◆ **OBJECTIVE**: Images are not part of the copy; write out the rest of the data exactly as given.

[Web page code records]
****************************************

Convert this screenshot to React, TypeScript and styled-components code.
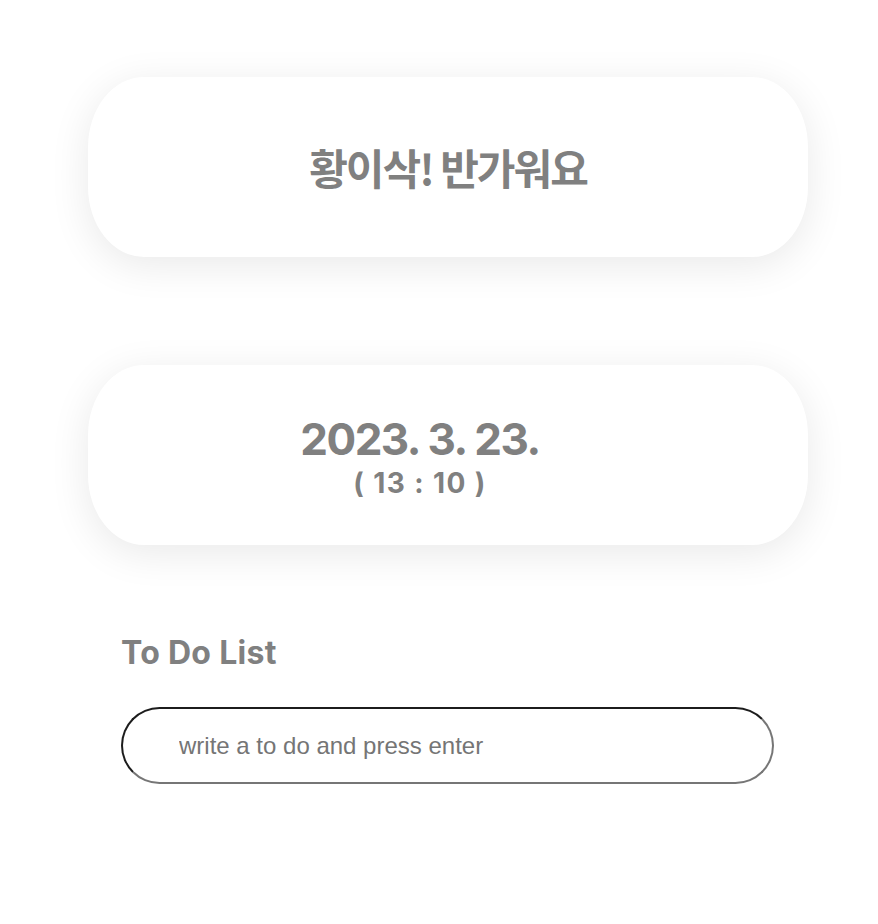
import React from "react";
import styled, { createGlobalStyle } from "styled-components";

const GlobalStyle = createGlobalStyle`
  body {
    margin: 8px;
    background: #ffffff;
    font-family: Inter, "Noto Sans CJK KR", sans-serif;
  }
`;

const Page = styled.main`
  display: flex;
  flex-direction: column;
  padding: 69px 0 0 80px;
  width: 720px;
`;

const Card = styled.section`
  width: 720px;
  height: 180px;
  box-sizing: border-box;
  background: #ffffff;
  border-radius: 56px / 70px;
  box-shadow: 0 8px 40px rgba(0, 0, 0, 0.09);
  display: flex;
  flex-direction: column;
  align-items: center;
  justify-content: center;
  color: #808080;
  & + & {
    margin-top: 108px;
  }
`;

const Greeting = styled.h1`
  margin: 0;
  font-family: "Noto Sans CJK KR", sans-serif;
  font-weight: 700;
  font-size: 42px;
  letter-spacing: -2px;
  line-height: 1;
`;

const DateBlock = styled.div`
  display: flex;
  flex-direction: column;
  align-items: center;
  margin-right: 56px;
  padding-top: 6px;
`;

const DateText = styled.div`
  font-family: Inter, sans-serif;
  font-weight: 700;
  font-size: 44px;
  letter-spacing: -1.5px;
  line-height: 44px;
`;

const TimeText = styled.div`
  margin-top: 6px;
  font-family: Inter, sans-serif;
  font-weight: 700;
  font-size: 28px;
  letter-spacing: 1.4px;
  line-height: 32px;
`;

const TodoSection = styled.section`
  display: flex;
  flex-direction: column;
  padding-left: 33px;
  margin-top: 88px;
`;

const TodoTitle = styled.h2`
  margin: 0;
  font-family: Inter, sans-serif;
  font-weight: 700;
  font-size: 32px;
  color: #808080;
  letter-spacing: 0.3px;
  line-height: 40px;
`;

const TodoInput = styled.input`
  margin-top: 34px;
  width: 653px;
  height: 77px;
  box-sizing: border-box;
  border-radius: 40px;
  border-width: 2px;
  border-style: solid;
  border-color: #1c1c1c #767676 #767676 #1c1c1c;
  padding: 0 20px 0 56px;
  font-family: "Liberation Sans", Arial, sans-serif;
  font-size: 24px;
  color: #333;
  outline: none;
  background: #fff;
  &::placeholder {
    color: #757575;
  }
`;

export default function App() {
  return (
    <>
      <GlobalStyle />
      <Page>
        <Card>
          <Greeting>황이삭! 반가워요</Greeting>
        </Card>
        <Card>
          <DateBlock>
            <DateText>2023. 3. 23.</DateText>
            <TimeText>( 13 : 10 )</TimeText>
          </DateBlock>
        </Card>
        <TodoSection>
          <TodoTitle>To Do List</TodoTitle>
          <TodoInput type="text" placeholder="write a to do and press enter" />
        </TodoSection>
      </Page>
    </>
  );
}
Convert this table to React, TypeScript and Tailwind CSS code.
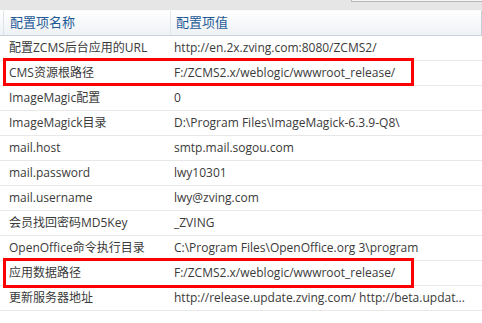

****************************************

◆ **EXERCISE RESULT**:
Convert this screenshot to React, TypeScript and styled-components code.
import React from "react";
import styled, { createGlobalStyle } from "styled-components";

const GlobalStyle = createGlobalStyle`
  body {
    margin: 8px;
    background: #ffffff;
    font-family: Inter, "Noto Sans CJK KR", sans-serif;
  }
`;

const Page = styled.main`
  display: flex;
  flex-direction: column;
  padding: 69px 0 0 80px;
  width: 720px;
`;

const Card = styled.section`
  width: 720px;
  height: 180px;
  box-sizing: border-box;
  background: #ffffff;
  border-radius: 56px / 70px;
  box-shadow: 0 8px 40px rgba(0, 0, 0, 0.09);
  display: flex;
  flex-direction: column;
  align-items: center;
  justify-content: center;
  color: #808080;
  & + & {
    margin-top: 108px;
  }
`;

const Greeting = styled.h1`
  margin: 0;
  font-family: "Noto Sans CJK KR", sans-serif;
  font-weight: 700;
  font-size: 42px;
  letter-spacing: -2px;
  line-height: 1;
`;

const DateBlock = styled.div`
  display: flex;
  flex-direction: column;
  align-items: center;
  margin-right: 56px;
  padding-top: 6px;
`;

const DateText = styled.div`
  font-family: Inter, sans-serif;
  font-weight: 700;
  font-size: 44px;
  letter-spacing: -1.5px;
  line-height: 44px;
`;

const TimeText = styled.div`
  margin-top: 6px;
  font-family: Inter, sans-serif;
  font-weight: 700;
  font-size: 28px;
  letter-spacing: 1.4px;
  line-height: 32px;
`;

const TodoSection = styled.section`
  display: flex;
  flex-direction: column;
  padding-left: 33px;
  margin-top: 88px;
`;

const TodoTitle = styled.h2`
  margin: 0;
  font-family: Inter, sans-serif;
  font-weight: 700;
  font-size: 32px;
  color: #808080;
  letter-spacing: 0.3px;
  line-height: 40px;
`;

const TodoInput = styled.input`
  margin-top: 34px;
  width: 653px;
  height: 77px;
  box-sizing: border-box;
  border-radius: 40px;
  border-width: 2px;
  border-style: solid;
  border-color: #1c1c1c #767676 #767676 #1c1c1c;
  padding: 0 20px 0 56px;
  font-family: "Liberation Sans", Arial, sans-serif;
  font-size: 24px;
  color: #333;
  outline: none;
  background: #fff;
  &::placeholder {
    color: #757575;
  }
`;

export default function App() {
  return (
    <>
      <GlobalStyle />
      <Page>
        <Card>
          <Greeting>황이삭! 반가워요</Greeting>
        </Card>
        <Card>
          <DateBlock>
            <DateText>2023. 3. 23.</DateText>
            <TimeText>( 13 : 10 )</TimeText>
          </DateBlock>
        </Card>
        <TodoSection>
          <TodoTitle>To Do List</TodoTitle>
          <TodoInput type="text" placeholder="write a to do and press enter" />
        </TodoSection>
      </Page>
    </>
  );
}
Convert this table to React, TypeScript and Tailwind CSS code.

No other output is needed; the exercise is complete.